Re: Character set registration

Maybe I misunderstood the discussion, but it was my belief from
comments on the mailing list that there were browsers and servers
today that supported accept-charset: unicode-1-1 and would transmit
documents in 16-bit Unicode using two octets for each character, and
where octets 10 and 13 had no special significance.


So what happens when you combine this with HTTP implementations that use CR,
LF, and CRLF interchangeably? It's called "chaos".

In effect what you're asking for is for MIME-based agents to change their
generic canonicalization behavior based on a parameter's value. This is exactly
what we've been trying to avoid. It should be possible to determine what sort
of generic canonicalization is allowed by looking at the top-level content type
only.

The HTML parser requires a front end to translate the sequence of
octets used in the character encoding (iso-2022-jp, shift-jis, etc.)
into a sequence of characters. Even if it _is_ 'difficult' to
implement an agent that can accept such character encodings, it
shouldn't mean that text/html; charset=unicode-1-1 should be
disallowed even in negotiated situations.

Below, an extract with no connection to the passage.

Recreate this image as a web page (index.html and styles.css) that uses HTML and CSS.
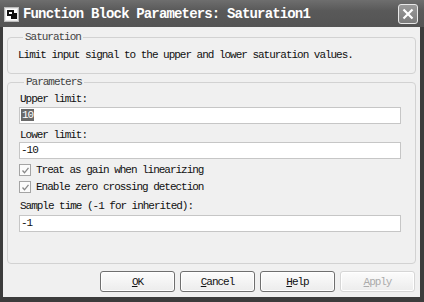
FILE: index.html
```html
<!DOCTYPE html>
<html>
<head>
<meta charset="utf-8">
<link rel="stylesheet" href="styles.css">
</head>
<body>
<div class="window">
  <div class="titlebar">
    <svg class="appicon" width="15" height="15" viewBox="0 0 15 15">
      <rect x="0.5" y="0.5" width="14" height="14" fill="#e8e8e8" stroke="#bbb"/>
      <rect x="2" y="2" width="11" height="11" fill="#fff"/>
      <path d="M3 3h7v3h3v6H7V9H3z" fill="#111"/>
      <rect x="5" y="5" width="3" height="2" fill="#fff"/>
    </svg>
    <span class="title">Function Block Parameters: Saturation1</span>
    <span class="close">
      <svg width="12" height="12" viewBox="0 0 12 12"><path d="M1.5 1.5L10.5 10.5M10.5 1.5L1.5 10.5" stroke="#fff" stroke-width="2.2"/></svg>
    </span>
  </div>
  <div class="body">
    <fieldset class="group desc">
      <legend>Saturation</legend>
      <div class="text">Limit input signal to the upper and lower saturation values.</div>
    </fieldset>
    <fieldset class="group params">
      <legend>Parameters</legend>
      <div class="label">Upper limit:</div>
      <div class="input"><span class="sel">10</span></div>
      <div class="label gap">Lower limit:</div>
      <div class="input">-10</div>
      <div class="check first"><span class="box"><svg width="9" height="9" viewBox="0 0 9 9"><path d="M1.5 4.5L3.5 6.8L7.5 1.8" fill="none" stroke="#888" stroke-width="1.3"/></svg></span>Treat as gain when linearizing</div>
      <div class="check"><span class="box"><svg width="9" height="9" viewBox="0 0 9 9"><path d="M1.5 4.5L3.5 6.8L7.5 1.8" fill="none" stroke="#888" stroke-width="1.3"/></svg></span>Enable zero crossing detection</div>
      <div class="label gap2">Sample time (-1 for inherited):</div>
      <div class="input">-1</div>
    </fieldset>
    <div class="buttons">
      <div class="btn"><u>O</u>K</div>
      <div class="btn"><u>C</u>ancel</div>
      <div class="btn"><u>H</u>elp</div>
      <div class="btn disabled"><u>A</u>pply</div>
    </div>
  </div>
</div>
</body>
</html>
```
FILE: styles.css
```css
* { box-sizing: border-box; }
html, body { margin: 0; padding: 0; background: #3a3a3a; }
body { width: 424px; height: 302px; overflow: hidden; }
.window {
  width: 424px; height: 302px;
  display: flex; flex-direction: column;
  background: #3c3c3c;
  padding: 0 4px 5px 3px;
  font-family: "Liberation Mono", monospace;
  font-size: 11px;
  letter-spacing: -1.02px;
  color: #111;
}
.titlebar {
  height: 27px;
  margin: 0 -4px 0 -3px;
  display: flex; align-items: center;
  background: linear-gradient(#6e6e6e, #595959 40%, #545454);
  padding: 0 6px 0 4px;
}
.appicon { flex: none; margin-top: 1px; }
.title {
  color: #fff; font-weight: bold; font-size: 14px; letter-spacing: -0.85px;
  margin-left: 4px; flex: 1; white-space: nowrap; margin-top: 1px;
}
.close {
  width: 20px; height: 20px; flex: none;
  border: 1px solid #e8e8e8; border-radius: 3px;
  background: linear-gradient(#9a9a9a, #7c7c7c);
  display: flex; align-items: center; justify-content: center;
}
.body {
  flex: 1; background: #f0f0f0;
  display: flex; flex-direction: column;
  padding: 4px 4px 0 4px;
}
.group {
  margin: 0; border: 1px solid #d2d2d2; border-radius: 4px;
  padding: 0; min-width: 0;
}
.group legend {
  padding: 0 2px; margin-left: 5px; line-height: 12px; color: #444;
}
.desc { padding: 6px 10px 12px 10px; }
.desc .text { line-height: 12px; white-space: nowrap; }
.params { margin-top: 2px; padding: 5px 14px 31px 11px; }
.label { line-height: 12px; margin-bottom: 2px; padding-left: 1px; }
.label.gap { margin-top: 5px; margin-bottom: 1px; }
.label.gap2 { margin-top: 7px; margin-bottom: 3px; }
.input {
  height: 17px; background: #fff; border: 1px solid #c6c6c6;
  line-height: 15px; padding-left: 1px; color: #111;
}
.sel { background: #6a6a6a; color: #fff; padding: 0 1px; }
.check { display: flex; align-items: center; height: 12px; margin-top: 5px; white-space: nowrap; }
.check.first { margin-top: 5px; }
.check .box {
  width: 12px; height: 12px; border: 1px solid #a4a4a4; background: #fbfbfb;
  display: flex; align-items: center; justify-content: center; margin-right: 5px; flex: none;
}
.buttons {
  display: flex; justify-content: flex-end; gap: 5px;
  margin-top: 7px; padding-right: 1px;
}
.btn {
  width: 75px; height: 21px; border: 1px solid #6f6f6f; border-radius: 3px;
  background: linear-gradient(#fcfcfc, #ececec);
  display: flex; align-items: center; justify-content: center;
  box-shadow: inset 0 0 0 1px #fff;
}
.btn.disabled { border-color: #d6d6d6; color: #ababab; }
```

Your own examples in your previous messages show quite nicely why it should be
disallowed. If you want to use HTML with unicode-1-1, you need a new top-level
type for it.

Registering html as a subtype of application is a possibility, but this is one
case where I think a new top-level type actually is warranted.

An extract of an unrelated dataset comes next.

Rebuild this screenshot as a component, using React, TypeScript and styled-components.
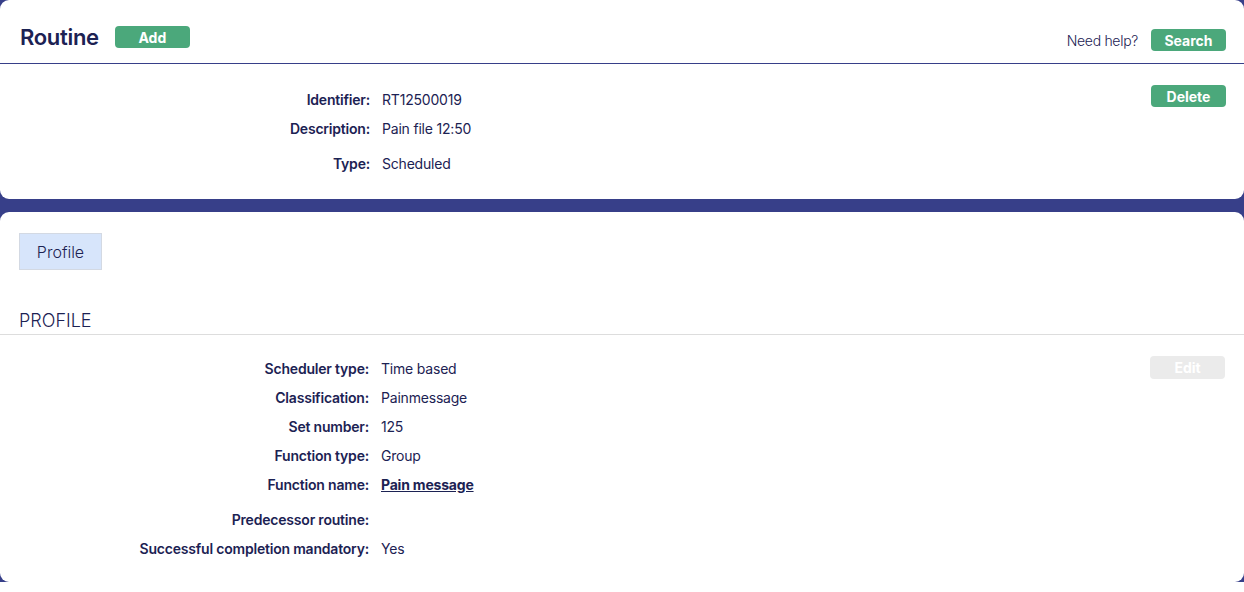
import styled, { createGlobalStyle } from "styled-components";

const GlobalStyle = createGlobalStyle`
  body {
    margin: 0;
    background: #ffffff;
    font-family: Inter, "Noto Sans", sans-serif;
    color: #1c2253;
  }
`;

const detailRows = [
  { label: "Identifier:", value: "RT12500019" },
  { label: "Description:", value: "Pain file 12:50" },
  { label: "Type:", value: "Scheduled", spaced: true },
];

const profileRows = [
  { label: "Scheduler type:", value: "Time based" },
  { label: "Classification:", value: "Painmessage" },
  { label: "Set number:", value: "125" },
  { label: "Function type:", value: "Group" },
  { label: "Function name:", value: "Pain message", link: true },
  { label: "Predecessor routine:", value: "", spaced: true },
  { label: "Successful completion mandatory:", value: "Yes" },
];

export default function App() {
  return (
    <>
      <GlobalStyle />
      <Page>
        <Card>
          <Header>
            <TitleGroup>
              <Title>Routine</Title>
              <GreenButton>Add</GreenButton>
            </TitleGroup>
            <HelpGroup>
              <HelpText>Need help?</HelpText>
              <GreenButton>Search</GreenButton>
            </HelpGroup>
          </Header>
          <DetailBody>
            <Fields $labelWidth={370}>
              {detailRows.map((row) => (
                <Row key={row.label} $spaced={row.spaced}>
                  <Label>{row.label}</Label>
                  <Value>{row.value}</Value>
                </Row>
              ))}
            </Fields>
            <GreenButton>Delete</GreenButton>
          </DetailBody>
        </Card>
        <Card>
          <Tabs>
            <Tab>Profile</Tab>
          </Tabs>
          <SectionTitle>PROFILE</SectionTitle>
          <ProfileBody>
            <Fields $labelWidth={369}>
              {profileRows.map((row) => (
                <Row key={row.label} $spaced={row.spaced}>
                  <Label>{row.label}</Label>
                  {row.link ? <LinkValue href="#">{row.value}</LinkValue> : <Value>{row.value}</Value>}
                </Row>
              ))}
            </Fields>
            <GreenButton disabled>Edit</GreenButton>
          </ProfileBody>
        </Card>
      </Page>
    </>
  );
}

const Page = styled.div`
  background: #373f89;
  display: flex;
  flex-direction: column;
  gap: 13px;
`;

const Card = styled.section`
  background: #ffffff;
  border-radius: 9px;
  overflow: hidden;
`;

const Header = styled.header`
  height: 63px;
  border-bottom: 1px solid #373f89;
  display: flex;
  align-items: flex-start;
  justify-content: space-between;
  padding: 0 18px 0 20px;
`;

const TitleGroup = styled.div`
  display: flex;
  align-items: center;
  gap: 16px;
  margin-top: 24px;
`;

const Title = styled.h1`
  margin: 0;
  font-size: 22px;
  font-weight: 600;
  letter-spacing: -0.3px;
  color: #1c2253;
`;

const HelpGroup = styled.div`
  display: flex;
  align-items: center;
  gap: 13px;
  margin-top: 29px;
`;

const HelpText = styled.span`
  font-size: 14px;
  font-weight: 300;
  letter-spacing: -0.3px;
  color: #1c2253;
`;

const GreenButton = styled.button`
  width: 75px;
  height: 22px;
  border: none;
  border-radius: 4px;
  background: #4ba87b;
  color: #ffffff;
  font-family: Inter, "Noto Sans", sans-serif;
  font-size: 14px;
  font-weight: 700;
  padding: 0;
  cursor: pointer;

  &:disabled {
    background: #ebebeb;
    color: #ffffff;
    cursor: default;
    height: 23px;
  }
`;

const DetailBody = styled.div`
  display: flex;
  justify-content: space-between;
  align-items: flex-start;
  padding: 21px 18px 0 0;
  height: 114px;
`;

const Fields = styled.div<{ $labelWidth: number }>`
  display: grid;
  grid-template-columns: ${(p) => p.$labelWidth}px 1fr;
  column-gap: 12px;
  row-gap: 0;
  font-size: 14px;
  letter-spacing: -0.2px;
`;

const Row = styled.div<{ $spaced?: boolean }>`
  display: contents;

  & > * {
    height: 29px;
    line-height: 29px;
    margin-top: ${(p) => (p.$spaced ? "6px" : "0")};
  }
`;

const Label = styled.span`
  text-align: right;
  font-weight: 600;
  color: #1c2253;
`;

const Value = styled.span`
  color: #1c2253;
`;

const LinkValue = styled.a`
  color: #1c2253;
  font-weight: 700;
  text-decoration: underline;
`;

const Tabs = styled.div`
  padding: 21px 19px 0;
  display: flex;
`;

const Tab = styled.div`
  width: 83px;
  height: 37px;
  box-sizing: border-box;
  background: #d7e5fb;
  border: 1px solid #d3d9e3;
  display: flex;
  align-items: center;
  justify-content: center;
  font-size: 16px;
  font-weight: 300;
  color: #1c2253;
`;

const SectionTitle = styled.h2`
  margin: 40px 0 0;
  padding: 0 19px 2px;
  font-size: 18px;
  font-weight: 300;
  line-height: 22px;
  border-bottom: 1px solid #dddddd;
  color: #1c2253;
`;

const ProfileBody = styled.div`
  display: flex;
  justify-content: space-between;
  align-items: flex-start;
  padding: 19px 19px 19px 0;

  & > button {
    margin-top: 2px;
  }
`;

As it stands, the MIME proposal would make such an indication not only
unwanted in situations where the charset was not previously
negotiated, it would make the negotiation itself syntactically
illegal. I don't think this is a requirement either for mail or for
the web.


I disagree. I think its a requirement for both as long as you're using
the text top-level type.

It may be that the distinction between text/* and application/* is
artificial, and that we should move toward automatically
cross-registering media types (or at least register anything that is
seen as text/foo to also be application/foo) in order to get around
this dilemma.


If anything, this discussion demonstrates that the distinction between the two
is anything but artificial.

                                Ned